At Liverpool, courses for A-level geology teachers have now been running for more than 30 years and the University of Liverpool is now recognised as a UK leader this field. During April this year Maggie and Lis attended the European Geosciences Union General Assembly in Vienna where they shared their experiences developing training and open-source learning materials with an enthusiastic international audience. They gave an oral presentation in session EOS4.1 ‘Communication and Education in Geoscience: Practice, Research and Reflection’.
The secondary education teaching landscape continues to change in the UK, and in her presentation, as part of the session on Communication and Education in Geoscience, Maggie stressed how higher education institutions can play an important role in supporting UK teachers. By providing innovative resources based on the most up-to-date research, H.E. institutions support A-Level geology teaching and help teachers prepare and deliver new & exciting courses for their students.

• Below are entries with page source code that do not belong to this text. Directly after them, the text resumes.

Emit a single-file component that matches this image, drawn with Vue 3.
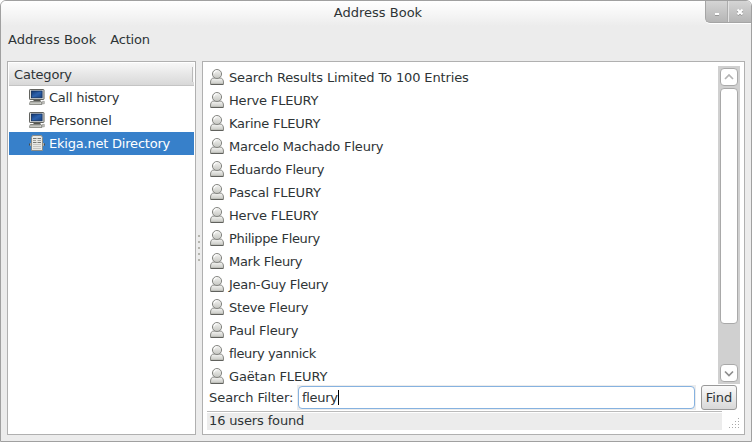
<script setup>
import { ref } from 'vue'

// tracking: letter spacing in px for each label
const categories = [
  { name: 'Call history', icon: 'computer', tracking: -0.25 },
  { name: 'Personnel', icon: 'computer', tracking: -0.08 },
  { name: 'Ekiga.net Directory', icon: 'server', tracking: -0.21 },
]
const selected = ref(2)
const contacts = [
  { name: 'Search Results Limited To 100 Entries', tracking: -0.13 },
  { name: 'Herve FLEURY', tracking: -0.18 },
  { name: 'Karine FLEURY', tracking: -0.22 },
  { name: 'Marcelo Machado Fleury', tracking: -0.18 },
  { name: 'Eduardo Fleury', tracking: -0.24 },
  { name: 'Pascal FLEURY', tracking: -0.12 },
  { name: 'Herve FLEURY', tracking: -0.18 },
  { name: 'Philippe Fleury', tracking: -0.34 },
  { name: 'Mark Fleury', tracking: -0.3 },
  { name: 'Jean-Guy Fleury', tracking: -0.3 },
  { name: 'Steve Fleury', tracking: -0.2 },
  { name: 'Paul Fleury', tracking: -0.22 },
  { name: 'fleury yannick', tracking: -0.37 },
  { name: 'Gaëtan FLEURY', tracking: -0.14 },
]
const filter = ref('fleury')
const gripDots = [
  [9, 0], [6, 3], [9, 3], [3, 6], [6, 6], [9, 6], [0, 9], [3, 9], [6, 9], [9, 9],
]
</script>

<template>
  <div class="window">
    <svg class="defs" width="0" height="0">
      <defs>
        <linearGradient id="body" x1="0" y1="0" x2="0" y2="1">
          <stop offset="0" stop-color="#f6f6f4" />
          <stop offset="1" stop-color="#c4c5c0" />
        </linearGradient>
        <linearGradient id="screen" x1="0" y1="0" x2="1" y2="1">
          <stop offset="0" stop-color="#12366f" />
          <stop offset="0.5" stop-color="#2d62ad" />
          <stop offset="1" stop-color="#17407e" />
        </linearGradient>
        <symbol id="person" viewBox="0 0 16 16">
          <path d="M1.5 14c0-3 .8-5 3.500-5h6c2.700 0 3.500 2 3.500 5q0 1.500-1 1.500h-11q-1 0-1-1.500z" fill="url(#body)" stroke="#858682" />
          <path d="M1.500 15.400h13" stroke="#5c5d59" />
          <ellipse cx="8" cy="5" rx="4.600" ry="4.500" fill="url(#body)" stroke="#858682" />
          <path d="M5 4.500a3 3 0 0 1 3.200-2.800" fill="none" stroke="#fff" />
        </symbol>
        <symbol id="computer" viewBox="0 0 16 16">
          <rect x="0.500" y="0.500" width="14.500" height="10" rx="0.600" fill="#deded9" stroke="#62635f" />
          <rect x="2.400" y="2" width="10.700" height="6.800" fill="url(#screen)" stroke="#102d5c" stroke-width="0.800" />
          <path d="M4.500 11h7v1.300h-7z" fill="#555651" />
          <path d="M1.300 12.500h10.800l.9 2.900H0.500z" fill="#deded9" stroke="#797a75" stroke-width="0.900" />
          <path d="M2 13.800h9.300" stroke="#a4a5a0" />
          <path d="M13.500 12.300h1.800v2.500h-1.800z" fill="#c5c6c1" stroke="#8b8c87" stroke-width="0.600" />
        </symbol>
        <symbol id="server" viewBox="0 0 16 16">
          <path d="M0 9.500h16" stroke="#4c4d4a" stroke-width="2" />
          <path d="M1.500 8v3M14.500 8v3" stroke="#a9aaa5" />
          <path d="M3.500 0.500h9l1 2v13h-11v-13z" fill="#e9e9e5" stroke="#8a8b86" />
          <path d="M4 3.500h3.500M8.500 3.500H12M4 7.500h3.500M8.500 7.500H12" stroke="#777873" />
          <path d="M4 5.500h3M8.500 5.500H12" stroke="#a0a19c" />
          <path d="M4.500 9.500h7M4.500 11.500h7M4.500 13.500h7" stroke="#a0a19c" stroke-dasharray="1 1" />
        </symbol>
      </defs>
    </svg>

    <header class="titlebar">
      <span class="title">Address Book</span>
      <div class="controls">
        <button class="control" aria-label="Minimize">
          <svg width="12" height="12"><path d="M4 8h4" stroke="#fff" stroke-width="2" /><path d="M4 9.500h4" stroke="#989898" /></svg>
        </button>
        <button class="control" aria-label="Close">
          <svg width="12" height="12"><path d="M3.500 4l5 5M8.500 4l-5 5" stroke="#8e8e8e" stroke-width="2.500" /><path d="M3.500 3.500l5 5M8.500 3.500l-5 5" stroke="#fff" stroke-width="2.200" /></svg>
        </button>
      </div>
    </header>

    <nav class="menubar">
      <span>Address Book</span>
      <span class="tight">Action</span>
    </nav>

    <main class="panes">
      <section class="panel sidebar">
        <div class="column-head tight">Category</div>
        <div
          v-for="(c, i) in categories"
          :key="c.name"
          class="category"
          :class="{ selected: i === selected }"
          @click="selected = i"
        >
          <svg width="16" height="16"><use :href="'#' + c.icon" /></svg>
          <span :style="{ letterSpacing: c.tracking + 'px' }">{{ c.name }}</span>
        </div>
      </section>

      <div class="handle"><i v-for="n in 5" :key="n" /></div>

      <section class="panel content">
        <div class="listing">
          <div class="contacts">
            <div v-for="(c, i) in contacts" :key="i" class="contact">
              <svg width="16" height="16"><use href="#person" /></svg>
              <span :style="{ letterSpacing: c.tracking + 'px' }">{{ c.name }}</span>
            </div>
          </div>
          <div class="scrollbar">
            <div class="step">
              <svg width="16" height="16"><path d="M4 10l4-4 4 4" fill="none" stroke="#b4b4b4" stroke-width="1.700" /></svg>
            </div>
            <div class="thumb" />
            <div class="spacer" />
            <div class="step">
              <svg width="16" height="16"><path d="M4 6.500l4 4 4-4" fill="none" stroke="#8e8e8e" stroke-width="1.700" /></svg>
            </div>
          </div>
        </div>

        <div class="search">
          <span class="label">Search Filter:</span>
          <div class="entry-wrap">
            <div class="entry">{{ filter }}<i class="caret" /></div>
          </div>
          <button class="find">Find</button>
        </div>

        <div class="status">
          <div class="status-text">16 users found</div>
          <svg class="grip" width="11" height="11">
            <rect v-for="(d, i) in gripDots" :key="i" :x="d[0]" :y="d[1]" width="1" height="1" fill="#a8a8a8" />
          </svg>
        </div>
      </section>
    </main>
  </div>
</template>

<style>
body {
  background: #fff;
}
</style>

<style scoped>
* {
  box-sizing: border-box;
}
.window {
  width: 752px;
  height: 442px;
  display: flex;
  flex-direction: column;
  overflow: hidden;
  border: 1px solid #a0a0a0;
  border-radius: 6px 6px 0 0;
  background: #ececec;
  color: #2e3436;
  font: 13px/23px "DejaVu Sans", sans-serif;
}
.defs {
  position: absolute;
}
svg {
  display: block;
  flex: none;
}
button {
  font: inherit;
  color: inherit;
  padding: 0;
  margin: 0;
}
.tight {
  letter-spacing: -0.2px;
}
.titlebar {
  flex: none;
  height: 25px;
  display: grid;
  grid-template-columns: 49px 1fr 49px;
  background: linear-gradient(#fff, #f4f4f4 60%, #ececec);
}
.title {
  grid-column: 2;
  padding-left: 4px;
  text-align: center;
}
.controls {
  display: flex;
  justify-self: end;
  width: 46px;
  height: 22px;
  border: solid #a5a5a5;
  border-width: 0 0 1px 1px;
  border-radius: 0 0 0 5px;
  overflow: hidden;
  background: linear-gradient(#d5d5d5, #b5b5b5);
  box-shadow: 0 1px 0 #fff;
}
.control {
  flex: 1;
  display: flex;
  align-items: center;
  justify-content: center;
  border: 0;
  background: none;
}
.control + .control {
  border-left: 1px solid #e2e2e2;
  box-shadow: -1px 0 0 #acacac;
}
.menubar {
  flex: none;
  height: 35px;
  display: flex;
  gap: 14px;
  padding: 2px 7px 0;
}
.panes {
  flex: none;
  height: 374px;
  display: flex;
  padding: 0 6px;
}
.panel {
  flex: none;
  border: 1px solid #b0b0b0;
  background: #fff;
}
.sidebar {
  width: 189px;
  padding: 1px;
}
.column-head {
  display: flex;
  justify-content: space-between;
  height: 23px;
  padding-left: 5px;
  border-bottom: 1px solid #c4c4c4;
  background: linear-gradient(#f7f7f7, #d8d8d8);
}
.column-head::after {
  content: "";
  width: 1px;
  height: 15px;
  margin-top: 4px;
  border-left: 1px solid #bababa;
  background: #f8f8f8;
}
.category {
  display: flex;
  align-items: center;
  gap: 4px;
  height: 23px;
  padding-left: 20px;
}
.category svg,
.contact svg {
  margin-bottom: 1px;
}
.selected {
  background: #3780ca;
  color: #fff;
}
.handle {
  width: 6px;
  display: flex;
  flex-direction: column;
  align-items: center;
  justify-content: center;
  gap: 4px;
}
.handle i {
  width: 2px;
  height: 2px;
  background: #b5b5ae;
}
.content {
  width: 543px;
  padding: 4px;
  display: flex;
  flex-direction: column;
}
.listing {
  flex: none;
  height: 318px;
  display: flex;
}
.contacts {
  flex: 1;
  overflow: hidden;
}
.contact {
  display: flex;
  align-items: center;
  gap: 4px;
  height: 23px;
  padding-left: 2px;
}
.scrollbar {
  width: 22px;
  display: flex;
  flex-direction: column;
  padding: 2px;
  background: #d0d0d0;
}
.step,
.thumb {
  flex: none;
  width: 18px;
  border: 1px solid #a9a9a9;
  border-radius: 4px;
  background: #fff;
}
.step {
  height: 18px;
}
.thumb {
  height: 236px;
  margin-top: 2px;
}
.spacer {
  flex: 1;
}
.search {
  flex: none;
  height: 27px;
  display: flex;
  padding: 1px 3px 1px 2px;
}
.label {
  width: 88px;
  padding-top: 1px;
  letter-spacing: -0.05px;
  white-space: nowrap;
}
.entry-wrap {
  width: 399px;
  height: 25px;
  padding: 1px;
  background: #ececec;
}
.entry {
  height: 23px;
  display: flex;
  align-items: center;
  padding-left: 3px;
  letter-spacing: -0.3px;
  border: 1px solid #86b2e0;
  border-radius: 4px;
  background: #fff;
}
.caret {
  width: 1px;
  height: 15px;
  background: #000;
}
.find {
  width: 36px;
  height: 25px;
  margin-left: auto;
  border: 1px solid #999;
  border-radius: 3px;
  background: linear-gradient(#fafafa, #d8d8d8);
}
.status {
  flex: none;
  display: flex;
  justify-content: space-between;
  height: 19px;
}
.status-text {
  width: 515px;
  height: 19px;
  padding-left: 2px;
  letter-spacing: -0.14px;
  border-top: 1px solid #bbb;
  box-shadow: inset 0 1px 0 #fff;
  background: #ececec;
  line-height: 18px;
}
.grip {
  margin: 7px 0 0;
}
</style>
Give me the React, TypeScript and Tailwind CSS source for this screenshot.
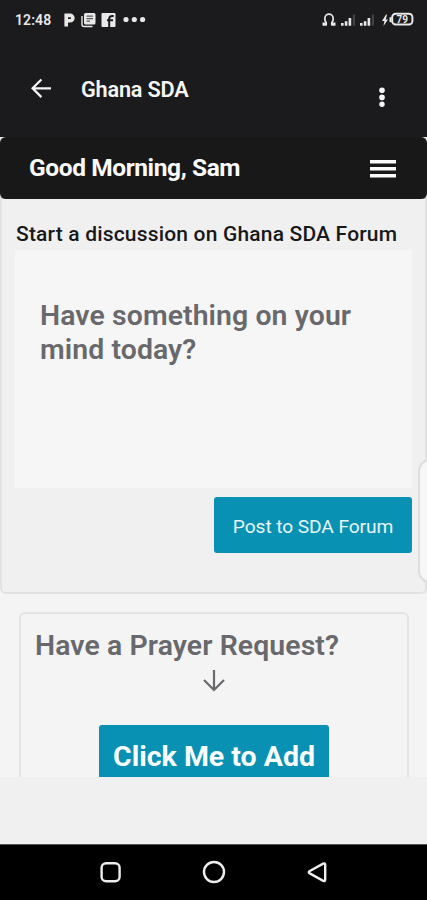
import React from "react";

const App: React.FC = () => {
  return (
    <div className="flex h-[900px] w-[427px] flex-col overflow-hidden bg-[#f0f0f0] font-['Roboto',sans-serif]">
      <StatusBar />
      <AppBar />

      {/* Page content, cut off above the system bar */}
      <main className="relative h-[640px] overflow-hidden bg-[#f4f4f4]">
        <Greeting />
        <ForumCard />
        <PrayerCard />

        {/* Edge panel handle */}
        <div className="absolute top-[322px] left-[418px] h-[124px] w-6 rounded-[14px] border-2 border-[#dedede] bg-[#f7f7f7]" />
      </main>

      <NavBar />
    </div>
  );
};

/* -------- Android status bar -------- */
const StatusBar = () => (
  <div className="flex h-10 items-center justify-between bg-[#1b1b1d] pr-[13px] pl-[15px] text-[#e8e8e8]">
    <div className="flex items-center">
      <span className="w-[37px] text-[14px] leading-5 font-semibold tracking-[0.1px] whitespace-nowrap">
        12:48
      </span>
      <svg className="ml-3 h-4 w-3" viewBox="0 0 12 16" fill="none">
        <path
          d="M2.2 14.5V3.4H6.2a2.6 2.6 0 0 1 0 5.4H3"
          stroke="currentColor"
          strokeWidth="3.6"
        />
      </svg>
      <svg className="ml-[5px] h-4 w-[15px]" viewBox="0 0 15 16" fill="none">
        <path d="M1 4v8.5q0 2 2 2h8.5" stroke="currentColor" strokeWidth="1.4" />
        <rect x="3" y="1" width="11.5" height="11.5" rx="1.5" fill="currentColor" />
        <path
          d="M5.5 4.2h6.5M5.5 6.7h6.5M5.5 9.2h3.5"
          stroke="#5a5a5c"
          strokeWidth="1.2"
        />
      </svg>
      <svg className="ml-[5px] h-4 w-[15px]" viewBox="0 0 15 16">
        <rect x="0.5" y="1" width="14" height="14" rx="1" fill="currentColor" />
        <path
          d="M8.2 15V7q0-3 3-3h1.5M6 8.3h6"
          fill="none"
          stroke="#1b1b1d"
          strokeWidth="2"
        />
      </svg>
      <svg className="ml-[7px] h-2 w-6" viewBox="0 0 24 8" fill="currentColor">
        <circle cx="3" cy="3.5" r="2.6" />
        <circle cx="11.3" cy="3.5" r="2.6" />
        <circle cx="19.6" cy="3.5" r="2.6" />
      </svg>
    </div>
    <div className="flex items-center">
      <svg className="h-4 w-[14px]" viewBox="0 0 14 16" fill="none">
        <path
          d="M4.2 13V10.5L2.9 8.5V6.2a4.1 4.1 0 0 1 8.2 0V8.5l-1.3 2V13"
          stroke="currentColor"
          strokeWidth="1.7"
        />
        <path d="M.5 10.5h4.4v3.3H.5zM9.1 10.5h4.4v3.3H9.1z" fill="currentColor" />
      </svg>
      <Signal className="ml-[5px]" />
      <Signal className="ml-1" />
      <svg className="ml-[7px] h-4 w-8" viewBox="0 0 32 16" fill="none">
        <path d="M4 2.5 0 9h2.4L1.5 14 6 7.5H3.8L5 2.5z" fill="currentColor" />
        <path d="M7.5 5.2h2v5h-2z" fill="currentColor" />
        <rect
          x="10.2"
          y="1.8"
          width="20.2"
          height="10.8"
          rx="3.5"
          stroke="currentColor"
          strokeWidth="2"
        />
        <text x="14.6" y="10.9" fontSize="10" fontWeight="700" fill="currentColor">
          79
        </text>
      </svg>
    </div>
  </div>
);

const Signal = ({ className }: { className: string }) => (
  <svg className={`h-4 w-[15px] ${className}`} viewBox="0 0 15 16">
    <path
      d="M0 11h2.6v2.7H0zM3.8 9.2h2.6v4.5H3.8zM7.6 6h2.6v7.7H7.6z"
      fill="currentColor"
    />
    <path d="M11.8 2.5H14v11.2h-2.2z" fill="#424244" />
  </svg>
);

/* -------- Title bar -------- */
const AppBar = () => (
  <header className="flex h-[97px] items-start bg-[#1b1b1d] pl-[31px] text-[#f5f5f5]">
    <svg className="mt-[38px] h-5 w-5" viewBox="0 0 20 20" fill="none">
      <path
        d="M20 10.3H1.8M10.4 1.5 1.6 10.3l8.8 8.8"
        stroke="currentColor"
        strokeWidth="2.3"
      />
    </svg>
    <h1 className="mt-9 ml-[30px] text-[21.7px] leading-7 font-semibold tracking-[-0.2px] whitespace-nowrap">
      Ghana SDA
    </h1>
    <svg className="mt-[47px] mr-[41px] ml-auto h-5 w-2" viewBox="0 0 8 20" fill="currentColor">
      <circle cx="4" cy="3.3" r="2.8" />
      <circle cx="4" cy="10.4" r="2.8" />
      <circle cx="4" cy="17.3" r="2.7" />
    </svg>
  </header>
);

/* -------- Greeting bar -------- */
const Greeting = () => (
  <div className="bg-[linear-gradient(#e8e8e8_50%,#f0f0f0_50%)]">
    <div className="flex h-[62px] items-center justify-between rounded-md bg-[#181818] pr-[31px] pl-[29px] text-[#fafafa] shadow-[0_1px_2px_#0006]">
      <h2 className="text-[24.5px] leading-8 font-bold tracking-[-0.4px] whitespace-nowrap">
        Good Morning, Sam
      </h2>
      <svg className="mt-[2px] h-5 w-[26px]" viewBox="0 0 26 20" fill="currentColor">
        <path d="M0 1h26v3.6H0zM0 8h26v3.6H0zM0 15h26v3.6H0z" />
      </svg>
    </div>
  </div>
);

/* -------- Forum post form -------- */
const ForumCard = () => (
  <section className="flex h-[395px] flex-col rounded-b-md border-2 border-t-0 border-[#e2e2e2] bg-[#f0f0f0] px-[13px]">
    <h3 className="mt-[21px] ml-px text-[21px] leading-7 font-medium tracking-[0.18px] whitespace-nowrap text-[#18181a]">
      Start a discussion on Ghana SDA Forum
    </h3>
    <div className="mt-[2px] h-[238px] bg-[#f6f6f6] px-[25px] pt-[49px] text-[28.4px] leading-[34px] font-semibold tracking-[0.1px] text-[#68686d]">
      Have something on your mind today?
    </div>
    <button className="mt-[9px] h-[56px] w-[198px] self-end rounded-[3px] bg-[#0991b4] pt-[5px] text-[19.2px] tracking-[-0.1px] whitespace-nowrap text-[#e6f6fa]">
      Post to SDA Forum
    </button>
  </section>
);

/* -------- Prayer request -------- */
const PrayerCard = () => (
  <section className="mt-[18px] mr-[18px] ml-[19px] flex h-[240px] flex-col rounded-md border-2 border-[#e4e4e4] px-[14px]">
    <h3 className="mt-[15px] text-[28.4px] leading-[34px] font-semibold tracking-[0.1px] whitespace-nowrap text-[#68686d]">
      Have a Prayer Request?
    </h3>
    <svg className="mt-[6px] h-6 w-6 self-center text-[#68686d]" viewBox="0 0 24 24" fill="none">
      <path d="M12 1v20M2 11l10 10 10-10" stroke="currentColor" strokeWidth="2.2" />
    </svg>
    <button className="mt-[32px] h-[62px] w-[230px] self-center rounded-[3px] bg-[#0991b4] pt-[2px] text-[28.5px] font-bold whitespace-nowrap text-[#fafeff]">
      Click Me to Add
    </button>
  </section>
);

/* -------- Android navigation bar -------- */
const NavBar = () => (
  <nav className="mt-auto flex h-14 items-center justify-between border-t border-[#555] bg-black px-[98px] pb-[2px] text-[#eee]">
    <svg className="h-6 w-6" viewBox="0 0 24 24" fill="none" stroke="currentColor" strokeWidth="2.4">
      <rect x="3.6" y="3.2" width="18" height="18" rx="4.5" />
    </svg>
    <svg className="h-6 w-6" viewBox="0 0 24 24" fill="none" stroke="currentColor" strokeWidth="2.4">
      <circle cx="12" cy="12" r="10" />
    </svg>
    <svg className="h-6 w-6" viewBox="0 0 24 24" fill="none" stroke="currentColor" strokeWidth="2.4">
      <path d="M18.2 3.6 4.8 11q-2 1.2 0 2.4l13.4 7.4q2 .8 2-1.2V4.8q0-2-2-1.2z" />
    </svg>
  </nav>
);

export default App;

One of the two reasons why Liverpool has been so successful in providing such support for A-Level geology teaching has been the recognition that sessions and resources need to be relevant and focused at an appropriate level. The second main reason is understanding that this work is an on-going process in which it’s essential to maintain strong links not only with teachers and their students but also with the examining bodies and the changes in the A-level curriculum.
Provision of open-source materials to support teaching away from the training courses was of considerable interest to the audience. The audience was also interested in how our teachers’ training courses provide opportunities to organise visits with A-level and GCSE classes so researchers at Liverpool can meet and directly support our next generation of geoscientists. Visits have proved to be highly popular and have included whole class extension teaching sessions. In these sessions, groups use the state-of-the-art equipment in our world leading teaching laboratories and this is seen as a great bonus by visiting schools.
EGU provided an excellent opportunity to share experiences with international workers in outreach and public engagement – and Maggie and Lis came away from the conference with new ideas for additional enrichment activities, as well as some wonderful new contacts in the geoscience communication world.